For the past decades, Democratic and Republican administrations have created parole programs; though they were much smaller in scope, like processes for military families and Cuban doctors set up under President George W. Bush. The Trump administration tried to severely curtail the use of parole, but still kept some programs in place.

The DHS officials stressed that the administration believes its parole processes should not be grouped together, since they arose from distinct circumstances. The officials also noted that over the same period when more than half a million people were paroled, the U.S. deported or expelled migrants over 3 million times, mostly under the now-expired pandemic border measure known as Title 42. 

“More individuals have been removed or expelled than paroled in the last two years, and the conflation of very different parole processes that serve very different purposes is misleading and wrong,” DHS spokesperson Naree Ketudat said in a statement.

The programs for Afghans and Ukrainians were created in response to emergency situations overseas, the DHS officials said. The parole process for Cubans, Haitians, Nicaraguans and Venezuelans, they added, was set up to discourage unlawful migration and as part of a deal in which Mexico agreed to accept migrants from these countries who enter the U.S. illegally. Unlike those programs, migrants processed under the CBP One process are placed in deportation proceedings in addition to being paroled, the officials noted.

While the DHS officials said they view the programs as “very different” forms of parole, one official acknowledged that “technically it’s the same underlying authority that’s allowing these folks to come.”

“An indeterminate situation”

While advocates for migrants have generally applauded the administration’s use of parole, they have expressed concern about hundreds of thousands of migrants becoming stuck in legal limbo, without a path to permanent legal status.

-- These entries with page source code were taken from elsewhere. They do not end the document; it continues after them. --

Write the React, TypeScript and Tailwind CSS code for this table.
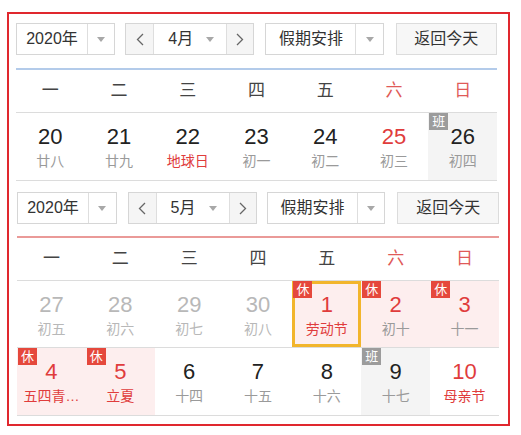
import React from "react";

const FONT = { fontFamily: '"Liberation Sans", "Noto Sans CJK SC", sans-serif' };

function Arrow() {
  return (
    <svg width="8" height="5" viewBox="0 0 8 5">
      <path d="M0 0 L8 0 L4 5 Z" fill="#a8a8a8" />
    </svg>
  );
}

function Chevron({ dir }: { dir: "l" | "r" }) {
  return (
    <svg width="8" height="13" viewBox="0 0 8 13">
      <path
        d={dir === "l" ? "M7 1 L1.5 6.5 L7 12" : "M1 1 L6.5 6.5 L1 12"}
        stroke="#666"
        strokeWidth="1.3"
        fill="none"
      />
    </svg>
  );
}

function Controls({ month, gaps }: { month: string; gaps: [number, number, number] }) {
  return (
    <div className="flex h-8 text-[16px] text-[#333]">
      <div className="flex w-[100px] border border-[#d6d6d6] bg-white">
        <div className="flex w-[70px] items-center justify-center">2020年</div>
        <div className="flex flex-1 items-center justify-center border-l border-[#dedede]">
          <Arrow />
        </div>
      </div>
      <div className="flex w-[130px] border border-[#d6d6d6] bg-white" style={{ marginLeft: gaps[0] }}>
        <div className="flex w-[28px] items-center justify-center border-r border-[#dedede] bg-[#f5f5f5]">
          <Chevron dir="l" />
        </div>
        <div className="flex flex-1 items-center">
          <span className="ml-[14px]">{month}</span>
          <span className="ml-auto mr-[12px] flex">
            <Arrow />
          </span>
        </div>
        <div className="flex w-[27px] items-center justify-center border-l border-[#dedede] bg-[#f5f5f5]">
          <Chevron dir="r" />
        </div>
      </div>
      <div className="flex w-[119px] border border-[#d6d6d6] bg-white" style={{ marginLeft: gaps[1] }}>
        <div className="flex w-[89px] items-center justify-center">假期安排</div>
        <div className="flex flex-1 items-center justify-center border-l border-[#dedede]">
          <Arrow />
        </div>
      </div>
      <div
        className="flex w-[102px] items-center justify-center border border-[#dcdcdc] bg-[#f7f7f7]"
        style={{ marginLeft: gaps[2] }}
      >
        返回今天
      </div>
    </div>
  );
}

const WEEK = ["一", "二", "三", "四", "五", "六", "日"];

function WeekRow() {
  return (
    <div className="grid h-[43px] grid-cols-7 border-b border-[#dcdcdc]">
      {WEEK.map((w, i) => (
        <div
          key={w}
          className={`flex items-center justify-center text-[17px] ${i >= 5 ? "text-[#e05a58]" : "text-[#444]"}`}
        >
          {w}
        </div>
      ))}
    </div>
  );
}

type Cell = {
  n: string;
  l: string;
  nc?: string;
  lc?: string;
  bg?: string;
  badge?: "休" | "班";
  today?: boolean;
};

function DayCell({ c }: { c: Cell }) {
  return (
    <div className={`relative flex flex-col items-center ${c.bg ?? ""}`}>
      {c.today && <div className="absolute inset-0 border-[3px] border-[#f2b52c]" />}
      {c.badge && (
        <div
          className={`absolute left-[1px] top-0 z-10 flex h-[17px] w-[19px] items-center justify-center text-[13px] leading-none text-white ${
            c.badge === "休" ? "bg-[#e5483c]" : "bg-[#9c9c9c]"
          }`}
        >
          {c.badge}
        </div>
      )}
      <div className={`mt-[12px] text-[22px] leading-[24px] ${c.nc ?? "text-[#222]"}`}>{c.n}</div>
      <div className={`mt-[3px] text-[14px] leading-[18px] ${c.lc ?? "text-[#9a9a9a]"}`}>{c.l}</div>
    </div>
  );
}

function DateRow({ cells, h }: { cells: Cell[]; h: string }) {
  return (
    <div className={`grid grid-cols-7 border-b border-[#dcdcdc] ${h}`}>
      {cells.map((c, i) => (
        <DayCell key={i} c={c} />
      ))}
    </div>
  );
}

const RED = "text-[#e03c3c]";
const PINK = "bg-[#fdeeee]";
const GRAY = "bg-[#f4f4f4]";
const FADE = "text-[#b8b8b8]";

const row1: Cell[] = [
  { n: "20", l: "廿八" },
  { n: "21", l: "廿九" },
  { n: "22", l: "地球日", lc: RED },
  { n: "23", l: "初一" },
  { n: "24", l: "初二" },
  { n: "25", l: "初三", nc: RED },
  { n: "26", l: "初四", bg: GRAY, badge: "班" },
];

const row2: Cell[] = [
  { n: "27", l: "初五", nc: FADE, lc: FADE },
  { n: "28", l: "初六", nc: FADE, lc: FADE },
  { n: "29", l: "初七", nc: FADE, lc: FADE },
  { n: "30", l: "初八", nc: FADE, lc: FADE },
  { n: "1", l: "劳动节", nc: RED, lc: RED, bg: PINK, badge: "休", today: true },
  { n: "2", l: "初十", nc: RED, bg: PINK, badge: "休" },
  { n: "3", l: "十一", nc: RED, bg: PINK, badge: "休" },
];

const row3: Cell[] = [
  { n: "4", l: "五四青…", nc: RED, lc: RED, bg: PINK, badge: "休" },
  { n: "5", l: "立夏", nc: RED, lc: RED, bg: PINK, badge: "休" },
  { n: "6", l: "十四" },
  { n: "7", l: "十五" },
  { n: "8", l: "十六" },
  { n: "9", l: "十七", bg: GRAY, badge: "班" },
  { n: "10", l: "母亲节", nc: RED, lc: RED },
];

export default function App() {
  return (
    <div className="h-[435px] w-[521px] bg-white pl-[7px] pt-[12px]" style={FONT}>
      <div className="h-[414px] w-[503px] border-2 border-[#e0282e]">
        <div className="ml-[7px] w-[481px] pt-[9px]">
          <Controls month="4月" gaps={[10, 11, 12]} />
          <div className="mt-[13px] h-[2px] bg-[#b3cbea]" />
          <WeekRow />
          <DateRow cells={row1} h="h-[68px]" />
        </div>
        <div className="ml-[8px] w-[482px] pt-[11px]">
          <Controls month="5月" gaps={[11, 10, 12]} />
          <div className="mt-[12px] h-[2px] bg-[#ea9a98]" />
          <WeekRow />
          <DateRow cells={row2} h="h-[67px]" />
          <DateRow cells={row3} h="h-[68px]" />
        </div>
      </div>
    </div>
  );
}
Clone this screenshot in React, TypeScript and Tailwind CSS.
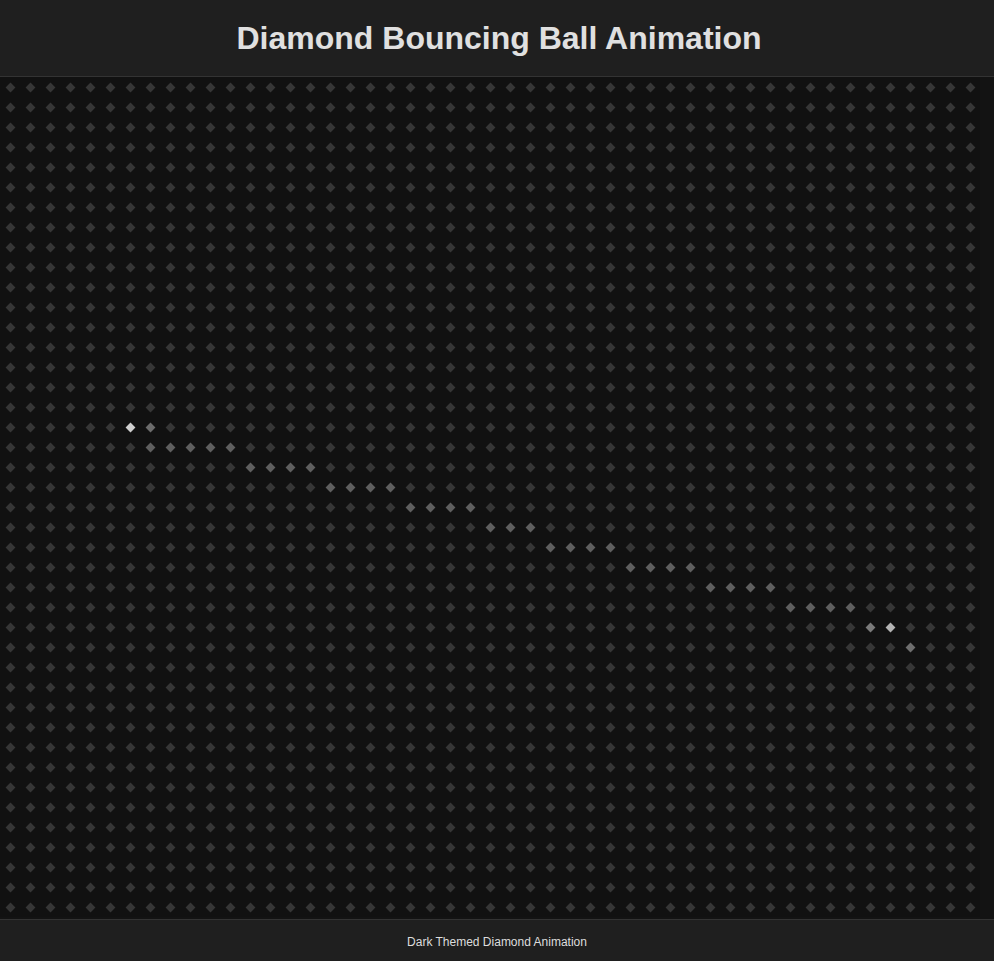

A Republican administration could also terminate their parole grants.

“It is an indeterminate situation for hundreds of thousands of people. But at the same time, it is safety and protection for the moment,” said Meissner, the former top immigration official and now a senior fellow at the Migration Policy Institute, a nonpartisan think tank.

During the Cold War, Congress passed several laws to give those paroled into the country permanent residency. But the odds of the current deeply divided Congress doing so again are slim, even for populations like Afghan evacuees, who have enjoyed bipartisan support.

The senior DHS officials said they expect migrants to leave the U.S. once their parole expires if they have not gained permanent status by applying for programs like asylum or visas for relatives of Americans.

“If they, at the end of the two years, have not found a lawful pathway in the U.S., our expectation is that we will be seeking to remove those individuals,” one official said.